Why aren’t holograms or related optical devices part of our everyday lives yet? The technologies can be created by using magnetic fields to alter the path of light, but the materials that can do that are expensive, brittle and opaque. Some only work in temperatures as cold as the vacuum of space.
Minjeong Cha, MSE PhD Student, applies a gel made up of chiromagnetic nanoparticles that are a conduit for modulating light to a laser apparatus. Image credit: Joseph Xu, Michigan Engineering
Now, researchers from the University of Michigan and the Federal University of Sao Carlos in Brazil have demonstrated that inexpensive nanoparticles in a gel can replace traditional materials at a drastically reduced cost. And their approach works at room temperature.
They have created a cobalt-based chiromagnetic nanoparticle that could enable more widespread use of light modulation via magnetism for cutting-edge technologies relating to holography, LIDAR sensing, and optical wireless networks.
It opens up a world of possibilities for the use of magnetic fields to modulate light, with applications in autonomous vehicle sensors, communication in space and optical wireless networks.
To date, expensive rare-earth metals such as europium, cerium and yttrium have been used to demonstrate how the path, speed and intensity of optical, or light-based, signals can be controlled with magnetic fields. This capability is already in commercial use in high-speed fiber optic internet cables. But the elements’ cost and temperature needs have kept the technology from greater use.
A cost-effective, room temperature solution to magnetic control of twisted light could enable mass-market 3-D displays, holographic projectors and new generation of Light Detection and Ranging (LIDAR). LIDAR is one of the main technologies that give “sight” to autonomous vehicles.
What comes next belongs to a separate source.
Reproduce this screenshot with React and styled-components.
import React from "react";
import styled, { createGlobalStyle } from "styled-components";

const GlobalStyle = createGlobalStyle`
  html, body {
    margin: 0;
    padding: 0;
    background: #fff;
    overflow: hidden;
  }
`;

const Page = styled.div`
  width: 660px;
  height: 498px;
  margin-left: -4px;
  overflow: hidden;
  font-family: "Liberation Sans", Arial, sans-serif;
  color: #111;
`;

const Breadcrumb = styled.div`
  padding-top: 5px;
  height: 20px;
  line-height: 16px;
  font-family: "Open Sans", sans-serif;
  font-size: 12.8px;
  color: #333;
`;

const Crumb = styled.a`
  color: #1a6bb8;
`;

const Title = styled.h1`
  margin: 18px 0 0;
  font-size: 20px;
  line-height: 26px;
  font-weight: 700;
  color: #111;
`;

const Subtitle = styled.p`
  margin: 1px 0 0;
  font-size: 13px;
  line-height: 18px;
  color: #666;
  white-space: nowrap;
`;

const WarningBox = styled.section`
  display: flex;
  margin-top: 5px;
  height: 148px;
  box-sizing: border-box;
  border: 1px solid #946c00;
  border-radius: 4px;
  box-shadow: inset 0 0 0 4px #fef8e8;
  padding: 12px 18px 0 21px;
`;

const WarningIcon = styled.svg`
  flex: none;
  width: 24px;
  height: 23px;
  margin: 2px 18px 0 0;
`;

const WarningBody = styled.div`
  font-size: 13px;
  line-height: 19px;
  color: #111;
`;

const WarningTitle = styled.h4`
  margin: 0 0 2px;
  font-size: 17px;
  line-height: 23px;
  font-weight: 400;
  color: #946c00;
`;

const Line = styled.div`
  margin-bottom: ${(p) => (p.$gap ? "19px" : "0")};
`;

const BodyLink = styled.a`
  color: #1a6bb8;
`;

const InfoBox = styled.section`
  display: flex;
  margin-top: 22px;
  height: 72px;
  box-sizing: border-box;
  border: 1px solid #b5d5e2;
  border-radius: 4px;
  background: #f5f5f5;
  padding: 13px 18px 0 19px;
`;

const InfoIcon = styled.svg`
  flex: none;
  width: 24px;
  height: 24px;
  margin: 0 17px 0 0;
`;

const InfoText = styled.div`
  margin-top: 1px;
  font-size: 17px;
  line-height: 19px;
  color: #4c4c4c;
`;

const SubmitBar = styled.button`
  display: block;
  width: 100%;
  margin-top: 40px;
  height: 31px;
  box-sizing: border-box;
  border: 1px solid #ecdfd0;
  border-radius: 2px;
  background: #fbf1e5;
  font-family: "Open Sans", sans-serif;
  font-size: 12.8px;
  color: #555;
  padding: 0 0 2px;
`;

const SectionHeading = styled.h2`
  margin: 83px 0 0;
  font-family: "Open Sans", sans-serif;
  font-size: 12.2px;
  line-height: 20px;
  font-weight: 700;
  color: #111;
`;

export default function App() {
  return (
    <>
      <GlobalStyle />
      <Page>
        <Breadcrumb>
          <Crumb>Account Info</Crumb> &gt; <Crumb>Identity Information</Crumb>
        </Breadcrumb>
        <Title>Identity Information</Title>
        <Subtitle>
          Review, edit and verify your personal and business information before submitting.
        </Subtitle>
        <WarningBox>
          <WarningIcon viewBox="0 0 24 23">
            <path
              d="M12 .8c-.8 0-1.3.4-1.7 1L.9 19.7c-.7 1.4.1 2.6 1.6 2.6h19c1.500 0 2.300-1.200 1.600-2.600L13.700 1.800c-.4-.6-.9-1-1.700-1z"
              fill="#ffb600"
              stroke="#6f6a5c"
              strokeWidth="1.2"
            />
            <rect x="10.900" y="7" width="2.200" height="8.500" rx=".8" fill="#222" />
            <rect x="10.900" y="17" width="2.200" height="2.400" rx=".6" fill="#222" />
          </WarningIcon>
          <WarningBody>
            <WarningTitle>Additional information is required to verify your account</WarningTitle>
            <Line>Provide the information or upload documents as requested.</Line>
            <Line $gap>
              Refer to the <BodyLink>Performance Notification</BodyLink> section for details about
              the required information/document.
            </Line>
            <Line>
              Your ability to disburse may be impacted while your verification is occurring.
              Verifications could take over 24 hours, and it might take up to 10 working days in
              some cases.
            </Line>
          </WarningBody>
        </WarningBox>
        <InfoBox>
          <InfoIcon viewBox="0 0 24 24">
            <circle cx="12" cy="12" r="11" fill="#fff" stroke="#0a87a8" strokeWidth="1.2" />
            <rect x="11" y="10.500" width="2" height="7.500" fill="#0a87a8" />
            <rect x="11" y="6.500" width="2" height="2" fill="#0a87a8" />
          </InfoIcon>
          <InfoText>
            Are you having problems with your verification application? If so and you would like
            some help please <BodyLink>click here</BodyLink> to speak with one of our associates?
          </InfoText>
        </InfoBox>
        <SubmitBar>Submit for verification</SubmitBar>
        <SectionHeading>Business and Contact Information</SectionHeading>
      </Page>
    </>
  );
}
“Many companies and labs developed exciting prototypes using magneto-optic technology,” said Nicholas Kotov, U-M’s Florence V. Cejka Professor of Chemical Engineering, who led the project. “But their technological acceptance has been limited to date because of the fundamental materials issues with rare earth magneto-optics. It has been like trying to solve the Rubik’s Cube puzzle. You get one property right but lose the others.”
In a study published in Science, the researchers demonstrate that they could use nanoparticles based on inexpensive cobalt oxide—a white-colored, magnetic semiconductor—to control twisted light well using magnetic fields. The trick, the researchers found, was to twist the nanoparticles themselves by coating them with amino acids. The twist could be either right- or left-handed—a property called chirality.
The chirality of the nanoparticles produced a heightened sensitivity to magnetism and also strengthened interactions with twisted light—more formally referred to as “circularly polarized light.” The researchers demonstrated that by suspending the nanoparticles in a transparent, elastic, room-temperature gel, they could change the intensity of circularly polarized light by applying a magnetic field.
“This opens the road to the wide proliferation of magneto-optical devices with exciting possibilities emerging in 3-D displays and real-time holography—all utilizing circularly-polarized light,” said Kotov, who is also a professor of materials science and engineering. “Furthermore, the small size of the nanoparticles enables their use in computer engineering and large-scale manufacturing of magneto-optical composites.”
Boosting chiral nanoparticle responses
Optical nanomaterials that combine chirality and magnetism are useful for magneto-optics and as chiral catalysts. Although chiral inorganic nanostructures can exhibit high circular dichroism, modulating this optical activity has usually required irreversible chemical changes. Yeom et al. synthesized paramagnetic cobalt oxide (Co3O4) nanoparticles with L- and D-cysteine surface ligands. These ligands created chiral distortions of the crystal lattices, and this anisotropy led to much stronger chiroptical activity. The circular dichroism in the ultraviolet of nanoparticle gels could be modulated with magnetic fields of ∼1.5 tesla.
Chiral inorganic nanostructures have high circular dichroism, but real-time control of their optical activity has so far been achieved only by irreversible chemical changes. Field modulation is a far more desirable path to chiroptical devices. We hypothesized that magnetic field modulation can be attained for chiral nanostructures with large contributions of the magnetic transition dipole moments to polarization rotation. We found that dispersions and gels of paramagnetic Co3O4 nanoparticles with chiral distortions of the crystal lattices exhibited chiroptical activity in the visible range that was 10 times as strong as that of nonparamagnetic nanoparticles of comparable size. Transparency of the nanoparticle gels to circularly polarized light beams in the ultraviolet range was reversibly modulated by magnetic fields. These phenomena were also observed for other nanoscale metal oxides with lattice distortions from imprinted amino acids and other chiral ligands. The large family of chiral ceramic nanostructures and gels can be pivotal for new technologies and knowledge at the nexus of chirality and magnetism.